▸ TASK DETAILS: Repeat the data word for word. Do not include the pictures.

####################

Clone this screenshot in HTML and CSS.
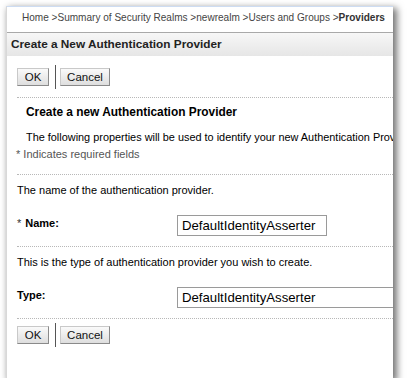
FILE: index.html
```html
<!DOCTYPE html>
<html lang="en">

<head>
  <meta charset="UTF-8">
  <title>Create a New Authentication Provider</title>
  <link rel="stylesheet" href="styles.css">
</head>

<body>
  <div class="window">
    <div class="crumbs">Home &gt;Summary of Security Realms &gt;newrealm &gt;Users and Groups &gt;<b>Providers</b></div>
    <div class="header">Create a New Authentication Provider</div>

    <div class="toolbar top">
      <button class="btn ok">OK</button>
      <span class="sep"></span>
      <button class="btn cancel">Cancel</button>
    </div>

    <div class="intro">
      <div class="intro-title">Create a new Authentication Provider</div>
      <div class="intro-text">The following properties will be used to identify your new Authentication Provider.</div>
    </div>
    <div class="required">* Indicates required fields</div>

    <div class="section">
      <div class="help">The name of the authentication provider.</div>
      <div class="field">
        <label class="label"><span class="star">*</span>Name:</label>
        <input class="input name" type="text" value="DefaultIdentityAsserter">
      </div>
    </div>

    <div class="section">
      <div class="help">This is the type of authentication provider you wish to create.</div>
      <div class="field">
        <label class="label">Type:</label>
        <input class="input type" type="text" value="DefaultIdentityAsserter">
      </div>
    </div>

    <div class="toolbar bottom">
      <button class="btn ok">OK</button>
      <span class="sep"></span>
      <button class="btn cancel">Cancel</button>
    </div>
  </div>
</body>

</html>
```

FILE: styles.css
```css
body {
  margin: 0;
  background: #fff;
  font-family: "Liberation Sans", Arial, sans-serif;
  font-size: 11px;
  color: #000;
}

.window {
  margin: 6px 0 0 6px;
  width: 387px;
  height: 372px;
  box-sizing: border-box;
  overflow: hidden;
  background: #fff;
  border-top: 1px solid #cddcf2;
  border-left: 1px solid #d8d8d8;
  box-shadow: 3px 3px 7px 1px rgba(0, 0, 0, 0.55);
}

.crumbs {
  height: 25px;
  line-height: 21px;
  padding-left: 15px;
  white-space: nowrap;
  color: #444;
  font-size: 10.05px;
}

.crumbs b {
  color: #333;
}

.header {
  height: 23px;
  line-height: 22px;
  padding-left: 4px;
  border-top: 1px solid #a9a9a9;
  background: linear-gradient(#f7f7f7, #e6e6e6);
  font-weight: bold;
  font-size: 11.8px;
  color: #222;
  white-space: nowrap;
}

.toolbar {
  display: flex;
  align-items: center;
  margin-left: 10px;
}

.toolbar.top {
  height: 41px;
  border-bottom: 1px dotted #b8b8b8;
}

.toolbar.bottom {
  height: 31px;
  border-top: 1px dotted #b8b8b8;
}

.btn {
  height: 18px;
  padding: 0 5px;
  border: 1px solid #8a8a8a;
  border-top-color: #c9c9c9;
  border-left-color: #c9c9c9;
  background: linear-gradient(#fafafa, #dedede);
  font-family: "Liberation Sans", Arial, sans-serif;
  font-size: 11.5px;
  color: #111;
}

.btn.ok {
  width: 32px;
}

.btn.cancel {
  width: 50px;
}

.sep {
  width: 1px;
  height: 24px;
  margin: 0 4px 0 6px;
  background: #555;
}

.intro {
  padding: 6px 0 0 19px;
  white-space: nowrap;
}

.intro-title {
  height: 26px;
  line-height: 16px;
  font-weight: bold;
  font-size: 11.9px;
}

.intro-text {
  height: 18px;
  line-height: 14px;
  font-size: 10.9px;
}

.required {
  height: 26px;
  line-height: 12px;
  padding-left: 9px;
  color: #555;
}

.section {
  margin-left: 10px;
  border-top: 1px dotted #b8b8b8;
}

.help {
  height: 30px;
  line-height: 30px;
  white-space: nowrap;
}

.field {
  display: flex;
  align-items: center;
  height: 41px;
}

.label {
  flex: none;
  width: 160px;
  font-weight: bold;
  margin-top: -6px;
}

.star {
  font-weight: normal;
  color: #333;
  margin-right: 4px;
}

.input {
  flex: none;
  box-sizing: border-box;
  height: 21px;
  border: 1px solid #9a9a9a;
  padding: 0 4px;
  font-family: "Liberation Sans", Arial, sans-serif;
  font-size: 13.2px;
  color: #000;
  margin-top: -1px;
}

.input.name {
  width: 150px;
}

.input.type {
  width: 260px;
}
```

####################

▸ SOLUTION TO THIS EXERCISE:
Clone this screenshot in HTML and CSS.
FILE: index.html
```html
<!DOCTYPE html>
<html lang="en">

<head>
  <meta charset="UTF-8">
  <title>Create a New Authentication Provider</title>
  <link rel="stylesheet" href="styles.css">
</head>

<body>
  <div class="window">
    <div class="crumbs">Home &gt;Summary of Security Realms &gt;newrealm &gt;Users and Groups &gt;<b>Providers</b></div>
    <div class="header">Create a New Authentication Provider</div>

    <div class="toolbar top">
      <button class="btn ok">OK</button>
      <span class="sep"></span>
      <button class="btn cancel">Cancel</button>
    </div>

    <div class="intro">
      <div class="intro-title">Create a new Authentication Provider</div>
      <div class="intro-text">The following properties will be used to identify your new Authentication Provider.</div>
    </div>
    <div class="required">* Indicates required fields</div>

    <div class="section">
      <div class="help">The name of the authentication provider.</div>
      <div class="field">
        <label class="label"><span class="star">*</span>Name:</label>
        <input class="input name" type="text" value="DefaultIdentityAsserter">
      </div>
    </div>

    <div class="section">
      <div class="help">This is the type of authentication provider you wish to create.</div>
      <div class="field">
        <label class="label">Type:</label>
        <input class="input type" type="text" value="DefaultIdentityAsserter">
      </div>
    </div>

    <div class="toolbar bottom">
      <button class="btn ok">OK</button>
      <span class="sep"></span>
      <button class="btn cancel">Cancel</button>
    </div>
  </div>
</body>

</html>
```

FILE: styles.css
```css
body {
  margin: 0;
  background: #fff;
  font-family: "Liberation Sans", Arial, sans-serif;
  font-size: 11px;
  color: #000;
}

.window {
  margin: 6px 0 0 6px;
  width: 387px;
  height: 372px;
  box-sizing: border-box;
  overflow: hidden;
  background: #fff;
  border-top: 1px solid #cddcf2;
  border-left: 1px solid #d8d8d8;
  box-shadow: 3px 3px 7px 1px rgba(0, 0, 0, 0.55);
}

.crumbs {
  height: 25px;
  line-height: 21px;
  padding-left: 15px;
  white-space: nowrap;
  color: #444;
  font-size: 10.05px;
}

.crumbs b {
  color: #333;
}

.header {
  height: 23px;
  line-height: 22px;
  padding-left: 4px;
  border-top: 1px solid #a9a9a9;
  background: linear-gradient(#f7f7f7, #e6e6e6);
  font-weight: bold;
  font-size: 11.8px;
  color: #222;
  white-space: nowrap;
}

.toolbar {
  display: flex;
  align-items: center;
  margin-left: 10px;
}

.toolbar.top {
  height: 41px;
  border-bottom: 1px dotted #b8b8b8;
}

.toolbar.bottom {
  height: 31px;
  border-top: 1px dotted #b8b8b8;
}

.btn {
  height: 18px;
  padding: 0 5px;
  border: 1px solid #8a8a8a;
  border-top-color: #c9c9c9;
  border-left-color: #c9c9c9;
  background: linear-gradient(#fafafa, #dedede);
  font-family: "Liberation Sans", Arial, sans-serif;
  font-size: 11.5px;
  color: #111;
}

.btn.ok {
  width: 32px;
}

.btn.cancel {
  width: 50px;
}

.sep {
  width: 1px;
  height: 24px;
  margin: 0 4px 0 6px;
  background: #555;
}

.intro {
  padding: 6px 0 0 19px;
  white-space: nowrap;
}

.intro-title {
  height: 26px;
  line-height: 16px;
  font-weight: bold;
  font-size: 11.9px;
}

.intro-text {
  height: 18px;
  line-height: 14px;
  font-size: 10.9px;
}

.required {
  height: 26px;
  line-height: 12px;
  padding-left: 9px;
  color: #555;
}

.section {
  margin-left: 10px;
  border-top: 1px dotted #b8b8b8;
}

.help {
  height: 30px;
  line-height: 30px;
  white-space: nowrap;
}

.field {
  display: flex;
  align-items: center;
  height: 41px;
}

.label {
  flex: none;
  width: 160px;
  font-weight: bold;
  margin-top: -6px;
}

.star {
  font-weight: normal;
  color: #333;
  margin-right: 4px;
}

.input {
  flex: none;
  box-sizing: border-box;
  height: 21px;
  border: 1px solid #9a9a9a;
  padding: 0 4px;
  font-family: "Liberation Sans", Arial, sans-serif;
  font-size: 13.2px;
  color: #000;
  margin-top: -1px;
}

.input.name {
  width: 150px;
}

.input.type {
  width: 260px;
}
```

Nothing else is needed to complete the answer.